**Task to carry out:** Your task is to output the listing word for word, with pictures excluded.
++++ Data segment ++++
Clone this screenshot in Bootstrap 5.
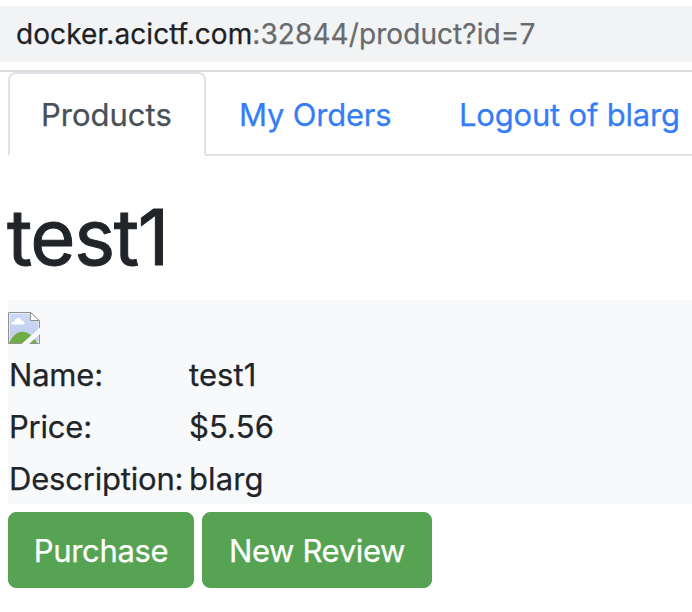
<!DOCTYPE html>
<html lang="en">
<head>
<meta charset="utf-8">
<meta name="viewport" content="width=device-width, initial-scale=1">
<title>Product</title>
<link href="https://cdn.jsdelivr.net/npm/bootstrap@5.3.0/dist/css/bootstrap.min.css" rel="stylesheet">
<style>
body{font-family:Inter,"Liberation Sans",sans-serif;font-size:31px;line-height:48px;color:#212529;background:#fff;letter-spacing:-.3px;overflow:hidden;white-space:nowrap}
.address-bar{padding-top:6px;height:72px;border-bottom:2px solid #dadce0}
.address{height:56px;background:#f1f3f4;padding-left:16px;font-size:28px;color:#202124;letter-spacing:.08px;-webkit-text-stroke:.25px}
.address .rest{color:#696a6c}
.page{padding-left:8px;-webkit-text-stroke:.25px}
.nav-tabs{--bs-nav-tabs-border-width:2px;--bs-nav-tabs-border-color:#dee2e6;--bs-nav-tabs-border-radius:8px;height:84px}
.nav-tabs .nav-link{height:84px;color:#347df7;padding:17px 0 17px 31px;letter-spacing:-.2px}
.nav-tabs .nav-link.active{color:#495057;width:198px;letter-spacing:0}
.item-2{width:220px}
h1.title{font-size:77.5px;line-height:96px;font-weight:400;letter-spacing:-1.3px;margin:33px 0 15px -1px;-webkit-text-stroke:1px}
.details{background:#f8f9fb;height:204px;padding-top:12px}
.details svg{width:32px;height:32px}
.details table{margin-top:5px}
.details td{padding:2px 0 2px 1px;height:52px}
.details td:first-child{width:180px;letter-spacing:-.2px}
.details td:last-child{letter-spacing:.1px}
.btn-buy{--bs-btn-bg:#56a453;--bs-btn-color:#fff;--bs-btn-border-color:#56a453;--bs-btn-font-size:31px;--bs-btn-line-height:48px;--bs-btn-border-radius:8px;height:76px;padding:14px 0 12px;letter-spacing:-.35px}
.buy{width:186px}
.review{width:230px}
</style>
</head>
<body>
<header class="address-bar"><div class="address d-flex align-items-center"><span>docker.acictf.com</span><span class="rest">:32844/product?id=7</span></div></header>
<main class="page">
<ul class="nav nav-tabs flex-nowrap">
<li class="nav-item flex-shrink-0"><a class="nav-link active" href="#">Products</a></li>
<li class="nav-item flex-shrink-0 item-2"><a class="nav-link" href="#">My Orders</a></li>
<li class="nav-item flex-shrink-0"><a class="nav-link" href="#">Logout of blarg</a></li>
</ul>
<h1 class="title">test1</h1>
<section class="details">
<svg class="d-block" viewBox="0 0 32 32" aria-label="Missing image"><defs><linearGradient id="sky" x2="0" y2="1"><stop stop-color="#cbdaf6"/><stop offset="1" stop-color="#c0ccea"/></linearGradient></defs>
<path d="M.5.5H22.5L31.5 9V31.5H.5Z" fill="#fff" stroke="#919191"/>
<path d="M1.500 1.500H22V9H30.500V30.500H1.500Z" fill="url(#sky)"/>
<path d="M5 12.500C2.500 12.500 3 9.500 6.500 9.500C7 5 13 5 13.500 8.500C17 8.500 17 12.500 15 12.500Z" fill="#fff"/>
<path d="M1 31C8 16.500 20 15.500 29 31Z" fill="#70ad47"/>
<path d="M22.500.5V8.500H31.500Z" fill="#fff" stroke="#919191"/>
<path d="M13.500 32L32 15.500V22L21 32Z" fill="#f8f9fb"/></svg>
<table><tbody>
<tr><td>Name:</td><td>test1</td></tr>
<tr><td>Price:</td><td>$5.56</td></tr>
<tr><td>Description:</td><td>blarg</td></tr>
</tbody></table>
</section>
<div class="d-flex gap-2 mt-2"><button type="button" class="btn btn-buy buy">Purchase</button><button type="button" class="btn btn-buy review">New Review</button></div>
</main>
<script src="https://cdn.jsdelivr.net/npm/bootstrap@5.3.0/dist/js/bootstrap.bundle.min.js"></script>
</body>
</html>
++++
**Finished answer:**
Clone this screenshot in Bootstrap 5.
<!DOCTYPE html>
<html lang="en">
<head>
<meta charset="utf-8">
<meta name="viewport" content="width=device-width, initial-scale=1">
<title>Product</title>
<link href="https://cdn.jsdelivr.net/npm/bootstrap@5.3.0/dist/css/bootstrap.min.css" rel="stylesheet">
<style>
body{font-family:Inter,"Liberation Sans",sans-serif;font-size:31px;line-height:48px;color:#212529;background:#fff;letter-spacing:-.3px;overflow:hidden;white-space:nowrap}
.address-bar{padding-top:6px;height:72px;border-bottom:2px solid #dadce0}
.address{height:56px;background:#f1f3f4;padding-left:16px;font-size:28px;color:#202124;letter-spacing:.08px;-webkit-text-stroke:.25px}
.address .rest{color:#696a6c}
.page{padding-left:8px;-webkit-text-stroke:.25px}
.nav-tabs{--bs-nav-tabs-border-width:2px;--bs-nav-tabs-border-color:#dee2e6;--bs-nav-tabs-border-radius:8px;height:84px}
.nav-tabs .nav-link{height:84px;color:#347df7;padding:17px 0 17px 31px;letter-spacing:-.2px}
.nav-tabs .nav-link.active{color:#495057;width:198px;letter-spacing:0}
.item-2{width:220px}
h1.title{font-size:77.5px;line-height:96px;font-weight:400;letter-spacing:-1.3px;margin:33px 0 15px -1px;-webkit-text-stroke:1px}
.details{background:#f8f9fb;height:204px;padding-top:12px}
.details svg{width:32px;height:32px}
.details table{margin-top:5px}
.details td{padding:2px 0 2px 1px;height:52px}
.details td:first-child{width:180px;letter-spacing:-.2px}
.details td:last-child{letter-spacing:.1px}
.btn-buy{--bs-btn-bg:#56a453;--bs-btn-color:#fff;--bs-btn-border-color:#56a453;--bs-btn-font-size:31px;--bs-btn-line-height:48px;--bs-btn-border-radius:8px;height:76px;padding:14px 0 12px;letter-spacing:-.35px}
.buy{width:186px}
.review{width:230px}
</style>
</head>
<body>
<header class="address-bar"><div class="address d-flex align-items-center"><span>docker.acictf.com</span><span class="rest">:32844/product?id=7</span></div></header>
<main class="page">
<ul class="nav nav-tabs flex-nowrap">
<li class="nav-item flex-shrink-0"><a class="nav-link active" href="#">Products</a></li>
<li class="nav-item flex-shrink-0 item-2"><a class="nav-link" href="#">My Orders</a></li>
<li class="nav-item flex-shrink-0"><a class="nav-link" href="#">Logout of blarg</a></li>
</ul>
<h1 class="title">test1</h1>
<section class="details">
<svg class="d-block" viewBox="0 0 32 32" aria-label="Missing image"><defs><linearGradient id="sky" x2="0" y2="1"><stop stop-color="#cbdaf6"/><stop offset="1" stop-color="#c0ccea"/></linearGradient></defs>
<path d="M.5.5H22.5L31.5 9V31.5H.5Z" fill="#fff" stroke="#919191"/>
<path d="M1.500 1.500H22V9H30.500V30.500H1.500Z" fill="url(#sky)"/>
<path d="M5 12.500C2.500 12.500 3 9.500 6.500 9.500C7 5 13 5 13.500 8.500C17 8.500 17 12.500 15 12.500Z" fill="#fff"/>
<path d="M1 31C8 16.500 20 15.500 29 31Z" fill="#70ad47"/>
<path d="M22.500.5V8.500H31.500Z" fill="#fff" stroke="#919191"/>
<path d="M13.500 32L32 15.500V22L21 32Z" fill="#f8f9fb"/></svg>
<table><tbody>
<tr><td>Name:</td><td>test1</td></tr>
<tr><td>Price:</td><td>$5.56</td></tr>
<tr><td>Description:</td><td>blarg</td></tr>
</tbody></table>
</section>
<div class="d-flex gap-2 mt-2"><button type="button" class="btn btn-buy buy">Purchase</button><button type="button" class="btn btn-buy review">New Review</button></div>
</main>
<script src="https://cdn.jsdelivr.net/npm/bootstrap@5.3.0/dist/js/bootstrap.bundle.min.js"></script>
</body>
</html>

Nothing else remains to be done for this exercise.